## Available data
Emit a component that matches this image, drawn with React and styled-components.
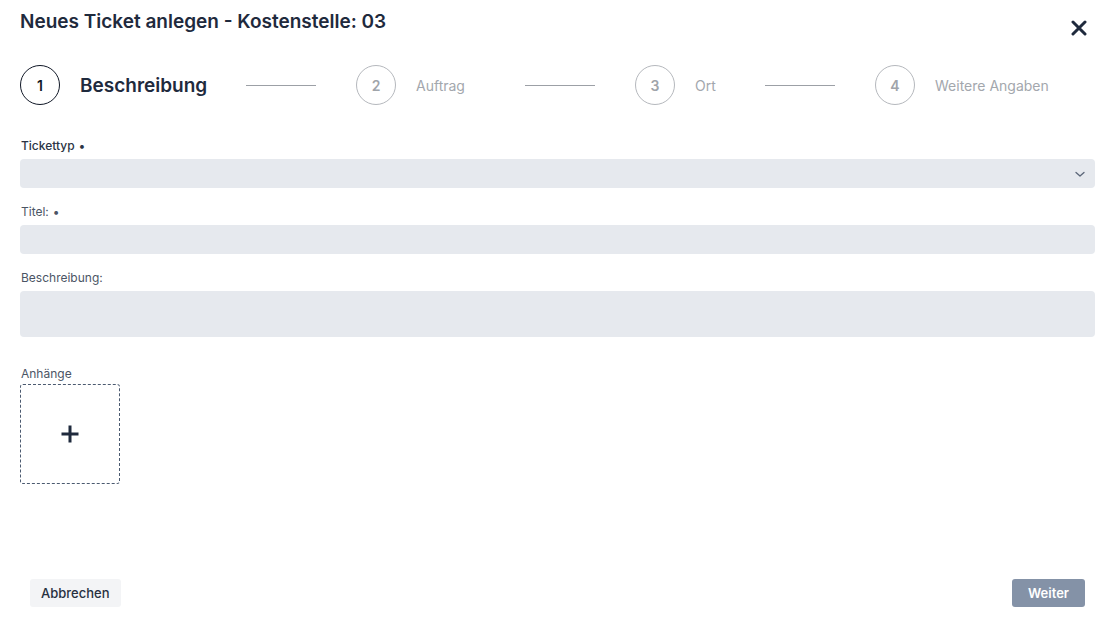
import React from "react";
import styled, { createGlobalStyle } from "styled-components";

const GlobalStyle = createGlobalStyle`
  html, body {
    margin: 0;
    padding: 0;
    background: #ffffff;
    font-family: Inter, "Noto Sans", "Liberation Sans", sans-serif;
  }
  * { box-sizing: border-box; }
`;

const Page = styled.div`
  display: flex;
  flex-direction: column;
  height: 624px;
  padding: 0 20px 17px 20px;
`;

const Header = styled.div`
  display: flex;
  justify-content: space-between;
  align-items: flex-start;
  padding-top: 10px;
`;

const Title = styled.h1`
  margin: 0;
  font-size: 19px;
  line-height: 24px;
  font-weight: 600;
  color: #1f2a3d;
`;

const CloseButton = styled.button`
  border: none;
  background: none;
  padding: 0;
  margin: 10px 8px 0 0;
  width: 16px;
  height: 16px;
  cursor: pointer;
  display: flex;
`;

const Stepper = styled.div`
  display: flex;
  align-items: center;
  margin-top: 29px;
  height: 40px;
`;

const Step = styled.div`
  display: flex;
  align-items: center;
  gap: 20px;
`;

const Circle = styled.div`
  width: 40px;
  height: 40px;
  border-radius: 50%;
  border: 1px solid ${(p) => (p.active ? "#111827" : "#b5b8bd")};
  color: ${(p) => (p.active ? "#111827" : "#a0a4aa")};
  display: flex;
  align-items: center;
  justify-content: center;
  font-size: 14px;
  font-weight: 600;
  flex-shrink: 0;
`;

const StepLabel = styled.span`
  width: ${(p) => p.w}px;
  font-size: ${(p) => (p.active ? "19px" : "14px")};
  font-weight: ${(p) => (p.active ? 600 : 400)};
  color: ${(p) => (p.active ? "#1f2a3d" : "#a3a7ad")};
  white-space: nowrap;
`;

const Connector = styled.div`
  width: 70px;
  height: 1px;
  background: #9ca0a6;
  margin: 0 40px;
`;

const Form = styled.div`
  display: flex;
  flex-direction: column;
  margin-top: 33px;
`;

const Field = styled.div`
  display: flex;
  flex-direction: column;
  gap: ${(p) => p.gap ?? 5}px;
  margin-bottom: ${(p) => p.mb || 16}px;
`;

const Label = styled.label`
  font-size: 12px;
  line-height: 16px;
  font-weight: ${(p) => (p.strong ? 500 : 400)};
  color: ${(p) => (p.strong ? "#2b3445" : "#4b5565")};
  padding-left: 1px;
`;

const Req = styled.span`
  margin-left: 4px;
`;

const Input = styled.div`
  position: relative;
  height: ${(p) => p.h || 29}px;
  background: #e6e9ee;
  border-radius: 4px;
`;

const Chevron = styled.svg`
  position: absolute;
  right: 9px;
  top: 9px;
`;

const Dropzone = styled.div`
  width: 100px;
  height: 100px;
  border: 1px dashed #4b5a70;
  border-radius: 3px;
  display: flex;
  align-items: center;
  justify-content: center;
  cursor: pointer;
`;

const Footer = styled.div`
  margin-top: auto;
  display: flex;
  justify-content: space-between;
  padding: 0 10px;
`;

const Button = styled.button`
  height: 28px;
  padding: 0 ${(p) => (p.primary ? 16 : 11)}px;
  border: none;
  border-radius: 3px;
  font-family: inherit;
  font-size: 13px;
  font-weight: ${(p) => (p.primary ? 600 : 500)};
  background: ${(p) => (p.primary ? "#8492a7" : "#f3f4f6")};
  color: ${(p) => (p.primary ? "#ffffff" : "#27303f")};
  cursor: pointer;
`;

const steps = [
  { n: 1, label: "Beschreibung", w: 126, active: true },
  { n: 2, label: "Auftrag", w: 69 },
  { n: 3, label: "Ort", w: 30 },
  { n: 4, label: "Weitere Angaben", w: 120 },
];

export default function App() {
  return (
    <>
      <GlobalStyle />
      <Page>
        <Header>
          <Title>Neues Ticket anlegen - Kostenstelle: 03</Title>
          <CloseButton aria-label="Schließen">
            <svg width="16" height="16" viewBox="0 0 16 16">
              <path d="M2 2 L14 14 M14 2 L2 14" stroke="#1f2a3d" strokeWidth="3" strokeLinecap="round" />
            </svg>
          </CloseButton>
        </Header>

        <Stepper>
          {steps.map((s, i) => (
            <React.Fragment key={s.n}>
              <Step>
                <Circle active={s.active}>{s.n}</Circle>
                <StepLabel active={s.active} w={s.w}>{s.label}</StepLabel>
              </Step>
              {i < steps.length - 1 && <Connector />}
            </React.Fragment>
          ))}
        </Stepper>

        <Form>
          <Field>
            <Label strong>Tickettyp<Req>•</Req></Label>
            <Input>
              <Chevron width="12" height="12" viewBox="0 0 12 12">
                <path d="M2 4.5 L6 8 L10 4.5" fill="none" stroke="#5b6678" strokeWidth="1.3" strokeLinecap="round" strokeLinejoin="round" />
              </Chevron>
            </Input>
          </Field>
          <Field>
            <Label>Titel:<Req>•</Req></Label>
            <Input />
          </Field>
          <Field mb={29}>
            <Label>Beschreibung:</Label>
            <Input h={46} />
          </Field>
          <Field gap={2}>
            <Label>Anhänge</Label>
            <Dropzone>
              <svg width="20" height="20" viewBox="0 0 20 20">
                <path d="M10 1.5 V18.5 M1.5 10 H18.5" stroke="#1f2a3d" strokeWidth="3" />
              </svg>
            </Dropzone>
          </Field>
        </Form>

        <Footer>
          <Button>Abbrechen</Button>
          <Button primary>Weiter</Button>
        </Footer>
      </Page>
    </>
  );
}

## Instructions to follow
Exclude the images, then output the data above word for word.

## Answer to the problem
Emit a component that matches this image, drawn with React and styled-components.
import React from "react";
import styled, { createGlobalStyle } from "styled-components";

const GlobalStyle = createGlobalStyle`
  html, body {
    margin: 0;
    padding: 0;
    background: #ffffff;
    font-family: Inter, "Noto Sans", "Liberation Sans", sans-serif;
  }
  * { box-sizing: border-box; }
`;

const Page = styled.div`
  display: flex;
  flex-direction: column;
  height: 624px;
  padding: 0 20px 17px 20px;
`;

const Header = styled.div`
  display: flex;
  justify-content: space-between;
  align-items: flex-start;
  padding-top: 10px;
`;

const Title = styled.h1`
  margin: 0;
  font-size: 19px;
  line-height: 24px;
  font-weight: 600;
  color: #1f2a3d;
`;

const CloseButton = styled.button`
  border: none;
  background: none;
  padding: 0;
  margin: 10px 8px 0 0;
  width: 16px;
  height: 16px;
  cursor: pointer;
  display: flex;
`;

const Stepper = styled.div`
  display: flex;
  align-items: center;
  margin-top: 29px;
  height: 40px;
`;

const Step = styled.div`
  display: flex;
  align-items: center;
  gap: 20px;
`;

const Circle = styled.div`
  width: 40px;
  height: 40px;
  border-radius: 50%;
  border: 1px solid ${(p) => (p.active ? "#111827" : "#b5b8bd")};
  color: ${(p) => (p.active ? "#111827" : "#a0a4aa")};
  display: flex;
  align-items: center;
  justify-content: center;
  font-size: 14px;
  font-weight: 600;
  flex-shrink: 0;
`;

const StepLabel = styled.span`
  width: ${(p) => p.w}px;
  font-size: ${(p) => (p.active ? "19px" : "14px")};
  font-weight: ${(p) => (p.active ? 600 : 400)};
  color: ${(p) => (p.active ? "#1f2a3d" : "#a3a7ad")};
  white-space: nowrap;
`;

const Connector = styled.div`
  width: 70px;
  height: 1px;
  background: #9ca0a6;
  margin: 0 40px;
`;

const Form = styled.div`
  display: flex;
  flex-direction: column;
  margin-top: 33px;
`;

const Field = styled.div`
  display: flex;
  flex-direction: column;
  gap: ${(p) => p.gap ?? 5}px;
  margin-bottom: ${(p) => p.mb || 16}px;
`;

const Label = styled.label`
  font-size: 12px;
  line-height: 16px;
  font-weight: ${(p) => (p.strong ? 500 : 400)};
  color: ${(p) => (p.strong ? "#2b3445" : "#4b5565")};
  padding-left: 1px;
`;

const Req = styled.span`
  margin-left: 4px;
`;

const Input = styled.div`
  position: relative;
  height: ${(p) => p.h || 29}px;
  background: #e6e9ee;
  border-radius: 4px;
`;

const Chevron = styled.svg`
  position: absolute;
  right: 9px;
  top: 9px;
`;

const Dropzone = styled.div`
  width: 100px;
  height: 100px;
  border: 1px dashed #4b5a70;
  border-radius: 3px;
  display: flex;
  align-items: center;
  justify-content: center;
  cursor: pointer;
`;

const Footer = styled.div`
  margin-top: auto;
  display: flex;
  justify-content: space-between;
  padding: 0 10px;
`;

const Button = styled.button`
  height: 28px;
  padding: 0 ${(p) => (p.primary ? 16 : 11)}px;
  border: none;
  border-radius: 3px;
  font-family: inherit;
  font-size: 13px;
  font-weight: ${(p) => (p.primary ? 600 : 500)};
  background: ${(p) => (p.primary ? "#8492a7" : "#f3f4f6")};
  color: ${(p) => (p.primary ? "#ffffff" : "#27303f")};
  cursor: pointer;
`;

const steps = [
  { n: 1, label: "Beschreibung", w: 126, active: true },
  { n: 2, label: "Auftrag", w: 69 },
  { n: 3, label: "Ort", w: 30 },
  { n: 4, label: "Weitere Angaben", w: 120 },
];

export default function App() {
  return (
    <>
      <GlobalStyle />
      <Page>
        <Header>
          <Title>Neues Ticket anlegen - Kostenstelle: 03</Title>
          <CloseButton aria-label="Schließen">
            <svg width="16" height="16" viewBox="0 0 16 16">
              <path d="M2 2 L14 14 M14 2 L2 14" stroke="#1f2a3d" strokeWidth="3" strokeLinecap="round" />
            </svg>
          </CloseButton>
        </Header>

        <Stepper>
          {steps.map((s, i) => (
            <React.Fragment key={s.n}>
              <Step>
                <Circle active={s.active}>{s.n}</Circle>
                <StepLabel active={s.active} w={s.w}>{s.label}</StepLabel>
              </Step>
              {i < steps.length - 1 && <Connector />}
            </React.Fragment>
          ))}
        </Stepper>

        <Form>
          <Field>
            <Label strong>Tickettyp<Req>•</Req></Label>
            <Input>
              <Chevron width="12" height="12" viewBox="0 0 12 12">
                <path d="M2 4.5 L6 8 L10 4.5" fill="none" stroke="#5b6678" strokeWidth="1.3" strokeLinecap="round" strokeLinejoin="round" />
              </Chevron>
            </Input>
          </Field>
          <Field>
            <Label>Titel:<Req>•</Req></Label>
            <Input />
          </Field>
          <Field mb={29}>
            <Label>Beschreibung:</Label>
            <Input h={46} />
          </Field>
          <Field gap={2}>
            <Label>Anhänge</Label>
            <Dropzone>
              <svg width="20" height="20" viewBox="0 0 20 20">
                <path d="M10 1.5 V18.5 M1.5 10 H18.5" stroke="#1f2a3d" strokeWidth="3" />
              </svg>
            </Dropzone>
          </Field>
        </Form>

        <Footer>
          <Button>Abbrechen</Button>
          <Button primary>Weiter</Button>
        </Footer>
      </Page>
    </>
  );
}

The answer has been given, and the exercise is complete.